#### [AIM OF THE EXERCISE]
Go through the listing and copy each line with the string "this".

#### [SUPPLIED RECORDS]
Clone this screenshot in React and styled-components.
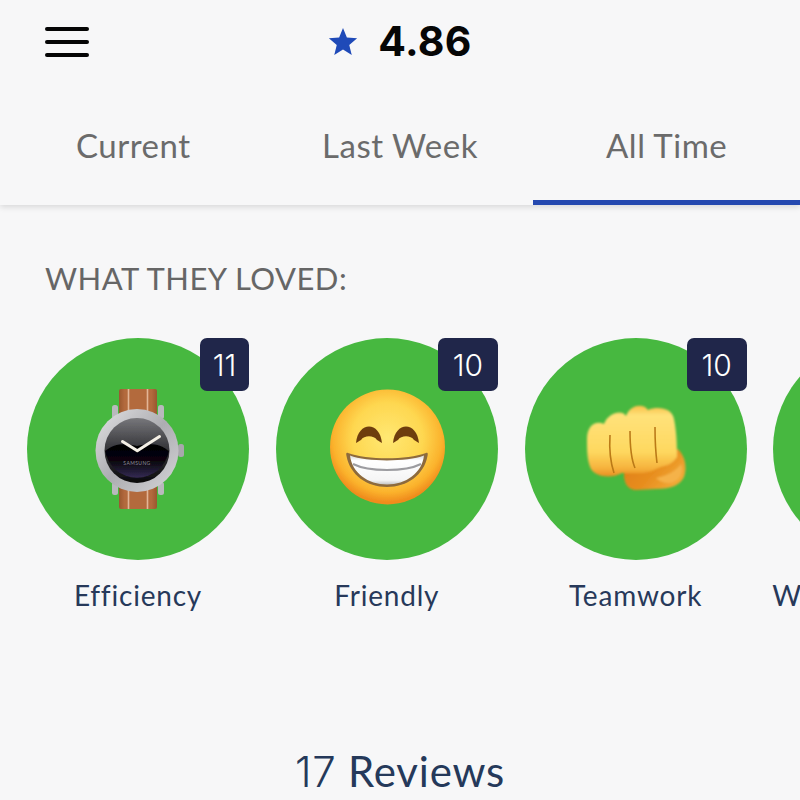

...

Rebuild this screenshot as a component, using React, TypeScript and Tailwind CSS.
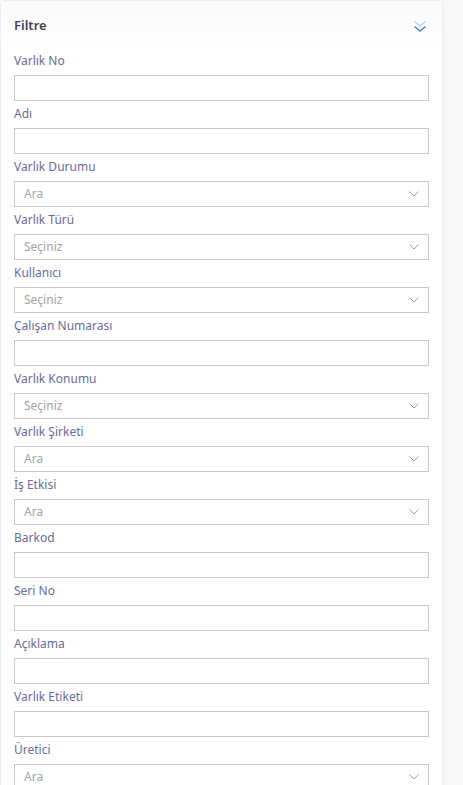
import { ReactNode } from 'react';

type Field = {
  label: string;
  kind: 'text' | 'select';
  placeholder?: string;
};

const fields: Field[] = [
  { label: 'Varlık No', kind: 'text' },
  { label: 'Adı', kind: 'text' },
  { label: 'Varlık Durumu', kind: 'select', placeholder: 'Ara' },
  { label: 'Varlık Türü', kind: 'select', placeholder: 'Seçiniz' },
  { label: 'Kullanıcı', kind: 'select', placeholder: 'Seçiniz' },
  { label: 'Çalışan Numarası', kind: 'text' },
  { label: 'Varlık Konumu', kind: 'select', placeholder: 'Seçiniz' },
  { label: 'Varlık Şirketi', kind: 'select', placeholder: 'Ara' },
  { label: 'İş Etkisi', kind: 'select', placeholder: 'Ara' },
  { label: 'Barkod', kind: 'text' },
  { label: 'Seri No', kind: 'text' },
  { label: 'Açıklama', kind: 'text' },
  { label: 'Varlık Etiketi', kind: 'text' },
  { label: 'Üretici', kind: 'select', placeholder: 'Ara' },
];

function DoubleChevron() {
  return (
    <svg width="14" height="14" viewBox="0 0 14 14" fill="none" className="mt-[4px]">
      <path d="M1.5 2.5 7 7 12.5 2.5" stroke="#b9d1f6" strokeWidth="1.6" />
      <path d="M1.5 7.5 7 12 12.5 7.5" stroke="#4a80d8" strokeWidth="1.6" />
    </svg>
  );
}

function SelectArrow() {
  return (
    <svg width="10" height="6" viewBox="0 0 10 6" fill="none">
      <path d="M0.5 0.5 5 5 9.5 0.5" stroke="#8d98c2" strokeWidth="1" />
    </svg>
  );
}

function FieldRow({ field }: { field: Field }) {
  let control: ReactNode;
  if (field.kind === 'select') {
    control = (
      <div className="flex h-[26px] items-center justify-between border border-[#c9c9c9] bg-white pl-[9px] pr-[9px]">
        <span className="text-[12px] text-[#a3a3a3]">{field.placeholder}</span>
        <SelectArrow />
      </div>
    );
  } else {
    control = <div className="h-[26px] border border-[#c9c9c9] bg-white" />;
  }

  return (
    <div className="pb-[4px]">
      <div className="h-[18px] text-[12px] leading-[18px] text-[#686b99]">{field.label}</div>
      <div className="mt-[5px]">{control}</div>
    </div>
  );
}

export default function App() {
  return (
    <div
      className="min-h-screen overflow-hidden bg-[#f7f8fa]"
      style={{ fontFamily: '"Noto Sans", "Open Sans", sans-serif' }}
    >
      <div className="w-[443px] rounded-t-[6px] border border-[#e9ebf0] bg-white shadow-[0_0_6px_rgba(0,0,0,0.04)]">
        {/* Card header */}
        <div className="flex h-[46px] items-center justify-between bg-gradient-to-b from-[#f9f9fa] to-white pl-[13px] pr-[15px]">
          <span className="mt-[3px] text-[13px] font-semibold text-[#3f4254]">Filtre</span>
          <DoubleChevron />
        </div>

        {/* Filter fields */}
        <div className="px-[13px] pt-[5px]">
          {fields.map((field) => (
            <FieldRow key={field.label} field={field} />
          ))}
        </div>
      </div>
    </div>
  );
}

#### [SOLUTION]
Clone this screenshot in React and styled-components.
Rebuild this screenshot as a component, using React, TypeScript and Tailwind CSS.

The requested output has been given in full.